Problem details:
Pick out the lines below that contain the string "components" and copy them all.

Data segment:
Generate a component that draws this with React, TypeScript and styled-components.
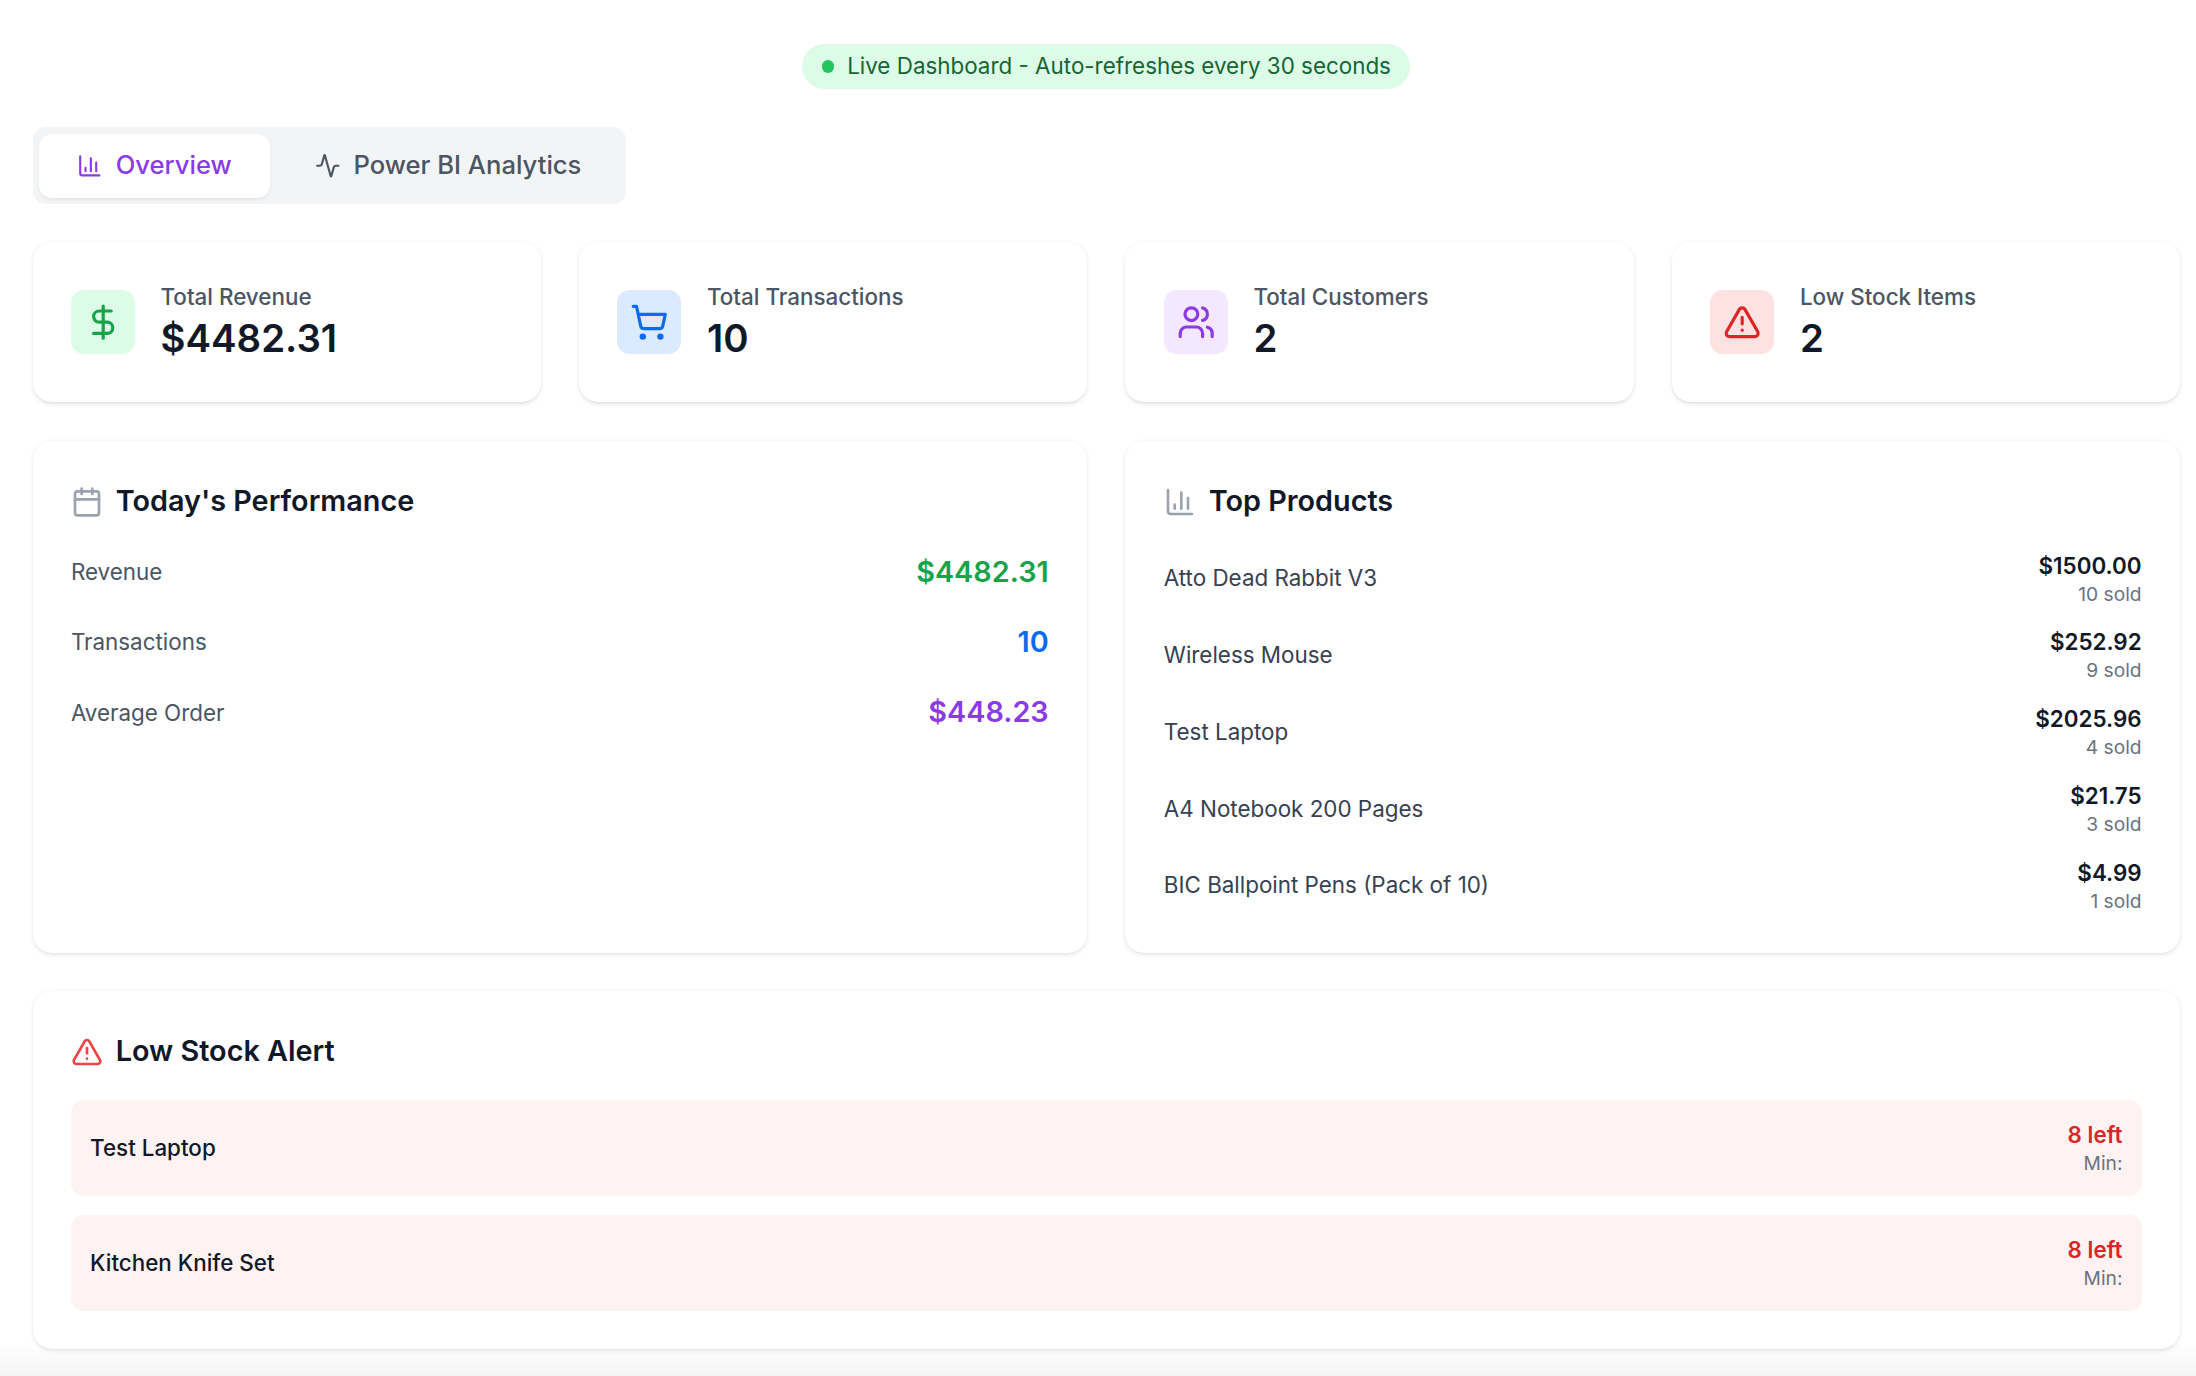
import React from "react";
import styled, { createGlobalStyle } from "styled-components";
import {
  Activity,
  AlertTriangle,
  BarChart3,
  Calendar,
  DollarSign,
  ShoppingCart,
  Users,
} from "lucide-react";

const Global = createGlobalStyle`
  html, body { margin: 0; padding: 0; background: #ffffff; }
  body { font-family: Inter, "Liberation Sans", sans-serif; color: #111827; }
  * { box-sizing: border-box; }
`;

const Page = styled.main`
  display: flex;
  flex-direction: column;
  gap: 38.4px;
  padding: 44px 16px 16px 32.5px;
`;

const BannerRow = styled.div`
  display: flex;
  justify-content: center;
`;

const LivePill = styled.div`
  display: inline-flex;
  align-items: center;
  gap: 12.8px;
  height: 44.8px;
  padding: 0 19.2px;
  border-radius: 999px;
  background: #dcfce7;
  color: #166534;
  font-size: 22.4px;
  line-height: 32px;
`;

const LiveDot = styled.span`
  width: 12.8px;
  height: 12.8px;
  border-radius: 50%;
  background: #22c55e;
`;

const TabBar = styled.nav`
  display: flex;
  gap: 6.4px;
  align-self: flex-start;
  padding: 6.4px;
  border-radius: 12.8px;
  background: #f3f4f6;
`;

const Tab = styled.div<{ $active?: boolean }>`
  display: flex;
  align-items: center;
  gap: 12.8px;
  padding: 12.8px 38.4px;
  border-radius: 12.8px;
  font-size: 25.6px;
  line-height: 38.4px;
  font-weight: 500;
  color: ${(p) => (p.$active ? "#8b3ae8" : "#4b5563")};
  background: ${(p) => (p.$active ? "#ffffff" : "transparent")};
  box-shadow: ${(p) => (p.$active ? "0 1.6px 3.2px rgba(0,0,0,0.06)" : "none")};
`;

const StatGrid = styled.section`
  display: grid;
  grid-template-columns: repeat(4, 1fr);
  gap: 38.4px;
`;

const TwoColumns = styled.section`
  display: grid;
  grid-template-columns: repeat(2, 1fr);
  gap: 38.4px;
`;

const Card = styled.div`
  padding: 38.4px;
  border-radius: 19.2px;
  background: #ffffff;
  box-shadow: 0 1.6px 4.8px rgba(0, 0, 0, 0.08), 0 1.6px 3.2px -1.6px rgba(0, 0, 0, 0.08);
`;

const StatCard = styled(Card)`
  display: flex;
  align-items: center;
  gap: 25.6px;
`;

const StatIcon = styled.div<{ $bg: string; $fg: string }>`
  display: flex;
  align-items: center;
  justify-content: center;
  flex: none;
  width: 64px;
  height: 64px;
  border-radius: 12.8px;
  background: ${(p) => p.$bg};
  color: ${(p) => p.$fg};
`;

const StatText = styled.div`
  display: flex;
  flex-direction: column;
`;

const StatLabel = styled.div`
  font-size: 22.4px;
  line-height: 32px;
  font-weight: 500;
  color: #4b5563;
`;

const StatValue = styled.div`
  font-size: 38.4px;
  line-height: 51.2px;
  font-weight: 600;
  color: #111827;
`;

const CardTitle = styled.h2`
  display: flex;
  align-items: center;
  gap: 12.8px;
  margin: 0 0 25.6px;
  font-size: 28.8px;
  line-height: 44.8px;
  font-weight: 600;
  color: #111827;
`;

const TitleIcon = styled.span<{ $fg: string }>`
  display: flex;
  color: ${(p) => p.$fg};
`;

const MetricList = styled.div`
  display: flex;
  flex-direction: column;
  gap: 25.6px;
`;

const Row = styled.div`
  display: flex;
  align-items: center;
  justify-content: space-between;
`;

const MetricLabel = styled.span`
  font-size: 22.4px;
  line-height: 32px;
  color: #4b5563;
`;

const MetricValue = styled.span<{ $fg: string }>`
  font-size: 28.8px;
  line-height: 44.8px;
  font-weight: 600;
  color: ${(p) => p.$fg};
`;

const ProductList = styled.div`
  display: flex;
  flex-direction: column;
  gap: 19.2px;
`;

const ProductName = styled.span`
  font-size: 22.4px;
  line-height: 32px;
  color: #374151;
`;

const RightStack = styled.div`
  display: flex;
  flex-direction: column;
  align-items: flex-end;
`;

const ProductPrice = styled.span`
  font-size: 22.4px;
  line-height: 32px;
  font-weight: 600;
  color: #111827;
`;

const Small = styled.span`
  font-size: 19.2px;
  line-height: 25.6px;
  color: #6b7280;
`;

const AlertList = styled.div`
  display: flex;
  flex-direction: column;
  gap: 19.2px;
`;

const AlertRow = styled(Row)`
  padding: 19.2px;
  border-radius: 12.8px;
  background: #fef2f2;
`;

const AlertName = styled.span`
  font-size: 22.4px;
  line-height: 32px;
  font-weight: 500;
  color: #111827;
`;

const AlertCount = styled.span`
  font-size: 22.4px;
  line-height: 32px;
  font-weight: 600;
  color: #dc2626;
`;

const BottomFade = styled.div`
  position: fixed;
  left: 0;
  right: 0;
  bottom: 0;
  height: 34px;
  pointer-events: none;
  background: linear-gradient(to bottom, rgba(0, 0, 0, 0), rgba(0, 0, 0, 0.04));
`;

const stats = [
  { label: "Total Revenue", value: "$4482.31", bg: "#dcfce7", fg: "#16a34a", Icon: DollarSign },
  { label: "Total Transactions", value: "10", bg: "#dbeafe", fg: "#0b6bf0", Icon: ShoppingCart },
  { label: "Total Customers", value: "2", bg: "#f3e8ff", fg: "#8b3ae8", Icon: Users },
  { label: "Low Stock Items", value: "2", bg: "#fee2e2", fg: "#dc2626", Icon: AlertTriangle },
];

const metrics = [
  { label: "Revenue", value: "$4482.31", fg: "#16a34a" },
  { label: "Transactions", value: "10", fg: "#0b6bf0" },
  { label: "Average Order", value: "$448.23", fg: "#8b3ae8" },
];

const products = [
  { name: "Atto Dead Rabbit V3", price: "$1500.00", sold: "10 sold" },
  { name: "Wireless Mouse", price: "$252.92", sold: "9 sold" },
  { name: "Test Laptop", price: "$2025.96", sold: "4 sold" },
  { name: "A4 Notebook 200 Pages", price: "$21.75", sold: "3 sold" },
  { name: "BIC Ballpoint Pens (Pack of 10)", price: "$4.99", sold: "1 sold" },
];

const alerts = ["Test Laptop", "Kitchen Knife Set"];

export default function App() {
  return (
    <Page>
      <Global />
      <BannerRow>
        <LivePill>
          <LiveDot />
          Live Dashboard - Auto-refreshes every 30 seconds
        </LivePill>
      </BannerRow>

      <TabBar>
        <Tab $active>
          <BarChart3 size={25.6} />
          Overview
        </Tab>
        <Tab>
          <Activity size={25.6} />
          Power BI Analytics
        </Tab>
      </TabBar>

      <StatGrid>
        {stats.map(({ label, value, bg, fg, Icon }) => (
          <StatCard key={label}>
            <StatIcon $bg={bg} $fg={fg}>
              <Icon size={38.4} />
            </StatIcon>
            <StatText>
              <StatLabel>{label}</StatLabel>
              <StatValue>{value}</StatValue>
            </StatText>
          </StatCard>
        ))}
      </StatGrid>

      <TwoColumns>
        <Card>
          <CardTitle>
            <TitleIcon $fg="#9ca3af">
              <Calendar size={32} />
            </TitleIcon>
            Today's Performance
          </CardTitle>
          <MetricList>
            {metrics.map((m) => (
              <Row key={m.label}>
                <MetricLabel>{m.label}</MetricLabel>
                <MetricValue $fg={m.fg}>{m.value}</MetricValue>
              </Row>
            ))}
          </MetricList>
        </Card>
        <Card>
          <CardTitle>
            <TitleIcon $fg="#9ca3af">
              <BarChart3 size={32} />
            </TitleIcon>
            Top Products
          </CardTitle>
          <ProductList>
            {products.map((p) => (
              <Row key={p.name}>
                <ProductName>{p.name}</ProductName>
                <RightStack>
                  <ProductPrice>{p.price}</ProductPrice>
                  <Small>{p.sold}</Small>
                </RightStack>
              </Row>
            ))}
          </ProductList>
        </Card>
      </TwoColumns>

      <Card>
        <CardTitle>
          <TitleIcon $fg="#ef4444">
            <AlertTriangle size={32} />
          </TitleIcon>
          Low Stock Alert
        </CardTitle>
        <AlertList>
          {alerts.map((name) => (
            <AlertRow key={name}>
              <AlertName>{name}</AlertName>
              <RightStack>
                <AlertCount>8 left</AlertCount>
                <Small>Min:</Small>
              </RightStack>
            </AlertRow>
          ))}
        </AlertList>
      </Card>
      <BottomFade />
    </Page>
  );
}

Result of the exercise:
Generate a component that draws this with React, TypeScript and styled-components.
import styled, { createGlobalStyle } from "styled-components";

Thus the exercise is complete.